Crime Thriller review In Her Tracks

Oct. 13, 2020

Review

In Her Tracks

reviewed by Blaine DeSantis

blaineseclecticbookshelf | Goodreads

 

For his eighth Tracy Crosswhite mystery, the author tackles missing children, cold cases, and some truly nasty people involved in kidnapping and abuse. For me this is the first time I have read this popular author and it certainly will not be the last.

The story begins five years prior to today when Seattle Police Officer, Bobby Chin takes his five-year-old daughter, Elle, to a local corn maze and when the lights go out, he loses the child. This is every parent’s fear: that something over which they have no control will rob them of their child.

Dugoni then shifts to present day when detective Tracy Crosswhite reports for duty after having taken time off for the birth of her daughter. Upon her return she discovers that her position among the detectives has been taken and she is forced to basically choose between retirement or working Cold Cases, a difficult decision but one that is made a bit easier after her interaction with the retiring detective working those cases. 

Once those basics are worked out, we become immersed in the case of a missing lady jogger, as well as Crosswhite’s decision to try and solve the Elle Chin disappearance. We also get to experience how Crosswhite deals with her work-related separation from her daughter, as well as her psychological issues that came to the fore in a prior book.

Prior events from these past books play a big part in Crosswhite’s handling of matters, and so if you are just jumping into this series you are a bit lost as to all that had transpired in the prior books, but it is not a fatal flaw just one helps us understand the issues she faces while dealing with lost children, cold cases and the missing jogger.

The author moves seamlessly between cases, and does a wonderful job of helping the reader feel the tension that surrounds a missing persons case, the agony of dealing with Cold Cases, and the predators who are involved in the kidnapping and abuse.
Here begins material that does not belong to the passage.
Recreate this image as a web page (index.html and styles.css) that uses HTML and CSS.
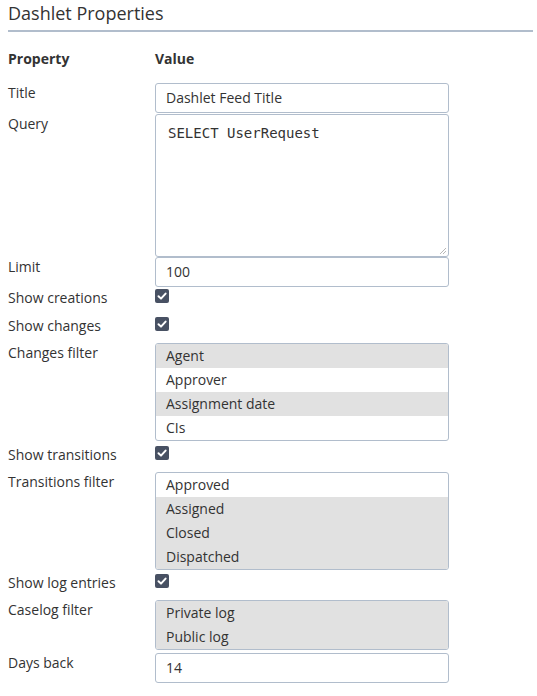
FILE: index.html
```html
<!DOCTYPE html>
<html>
<head>
<meta charset="utf-8">
<link rel="stylesheet" href="styles.css">
</head>
<body>
<div class="page">
  <h1 class="title">Dashlet Properties</h1>
  <div class="props">
    <div class="row head">
      <div class="label">Property</div>
      <div class="field">Value</div>
    </div>
    <div class="row r-input">
      <div class="label">Title</div>
      <div class="field"><div class="input">Dashlet Feed Title</div></div>
    </div>
    <div class="row r-area">
      <div class="label">Query</div>
      <div class="field"><div class="textarea">SELECT UserRequest<svg class="grip" width="8" height="8" viewBox="0 0 8 8"><path d="M7 1L1 7M7 4L4 7" stroke="#b8b8b8" stroke-width="1"/></svg></div></div>
    </div>
    <div class="row r-input">
      <div class="label">Limit</div>
      <div class="field"><div class="input">100</div></div>
    </div>
    <div class="row r-check first">
      <div class="label">Show creations</div>
      <div class="field"><span class="check"><svg width="14" height="14" viewBox="0 0 14 14"><path d="M3.5 7.2L6 9.6L10.6 4.6" fill="none" stroke="#fff" stroke-width="2" stroke-linecap="round" stroke-linejoin="round"/></svg></span></div>
    </div>
    <div class="row r-check">
      <div class="label">Show changes</div>
      <div class="field"><span class="check"><svg width="14" height="14" viewBox="0 0 14 14"><path d="M3.5 7.2L6 9.6L10.6 4.6" fill="none" stroke="#fff" stroke-width="2" stroke-linecap="round" stroke-linejoin="round"/></svg></span></div>
    </div>
    <div class="row r-select">
      <div class="label">Changes filter</div>
      <div class="field">
        <div class="list">
          <div class="opt sel">Agent</div>
          <div class="opt">Approver</div>
          <div class="opt sel">Assignment date</div>
          <div class="opt">CIs</div>
        </div>
      </div>
    </div>
    <div class="row r-check">
      <div class="label">Show transitions</div>
      <div class="field"><span class="check"><svg width="14" height="14" viewBox="0 0 14 14"><path d="M3.5 7.2L6 9.6L10.6 4.6" fill="none" stroke="#fff" stroke-width="2" stroke-linecap="round" stroke-linejoin="round"/></svg></span></div>
    </div>
    <div class="row r-select">
      <div class="label">Transitions filter</div>
      <div class="field">
        <div class="list">
          <div class="opt">Approved</div>
          <div class="opt sel">Assigned</div>
          <div class="opt sel">Closed</div>
          <div class="opt sel">Dispatched</div>
        </div>
      </div>
    </div>
    <div class="row r-check">
      <div class="label">Show log entries</div>
      <div class="field"><span class="check"><svg width="14" height="14" viewBox="0 0 14 14"><path d="M3.5 7.2L6 9.6L10.6 4.6" fill="none" stroke="#fff" stroke-width="2" stroke-linecap="round" stroke-linejoin="round"/></svg></span></div>
    </div>
    <div class="row r-select">
      <div class="label">Caselog filter</div>
      <div class="field">
        <div class="list">
          <div class="opt sel">Private log</div>
          <div class="opt sel">Public log</div>
        </div>
      </div>
    </div>
    <div class="row r-input">
      <div class="label">Days back</div>
      <div class="field"><div class="input">14</div></div>
    </div>
  </div>
</div>
</body>
</html>
```
FILE: styles.css
```css
html, body {
  margin: 0;
  padding: 0;
  background: #fff;
}
body {
  font-family: "Open Sans", "Liberation Sans", sans-serif;
  font-size: 14px;
  color: #333;
}
.page {
  padding: 0 4px 0 8px;
}
.title {
  margin: 0;
  font-size: 18px;
  font-weight: 400;
  line-height: 26px;
  padding-bottom: 4px;
  border-bottom: 2px solid #b1bdcc;
  color: #333;
}
.props {
  margin-top: 17px;
  display: flex;
  flex-direction: column;
}
.row {
  display: flex;
  align-items: flex-start;
}
.label {
  width: 147px;
  flex: none;
  line-height: 20px;
}
.field {
  width: 294px;
  flex: none;
  line-height: 20px;
}
.head {
  font-weight: 700;
  height: 34px;
}
.input {
  box-sizing: border-box;
  height: 30px;
  border: 1px solid #b1bdcc;
  border-radius: 3px;
  padding: 0 10px;
  line-height: 28px;
  margin-bottom: 1px;
}
.textarea {
  position: relative;
  box-sizing: border-box;
  height: 143px;
  border: 1px solid #b1bdcc;
  border-radius: 3px;
  padding: 8px 12px;
  font-family: "DejaVu Sans Mono", monospace;
  font-size: 14px;
  line-height: 20px;
}
.grip {
  position: absolute;
  right: 1px;
  bottom: 1px;
}
.r-check {
  height: 27px;
}
.r-check.first {
  height: 28px;
}
.check {
  display: block;
  width: 14px;
  height: 14px;
  margin-top: 1px;
  border-radius: 2px;
  background: #485163;
}
.check svg {
  display: block;
}
.list {
  box-sizing: border-box;
  border: 1px solid #b1bdcc;
  border-radius: 3px;
  overflow: hidden;
  margin-bottom: 3px;
}
.r-select:nth-child(7) .list {
  margin-bottom: 4px;
}
.opt {
  height: 24px;
  line-height: 24px;
  padding: 0 10px;
}
.opt.sel {
  background: #e1e1e1;
}
```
He even shows how three brothers have been affected by their abusive father and how that abuse leads to their current problems as well as one brother abusing his other two siblings.

There are lots of twists and turns in this book and it turns out that not everything is as easily solved as it first appears. Also, all of the abuse and torture appears outside of the book so that there are no really squeamish parts of this book.

A fast and fascinating read, this book should really please all of Dugoni’s fans and, if you have just discovered Dugoni as I have, this book will certainly bring him a host of new readers who will scramble to read the first seven books in this series.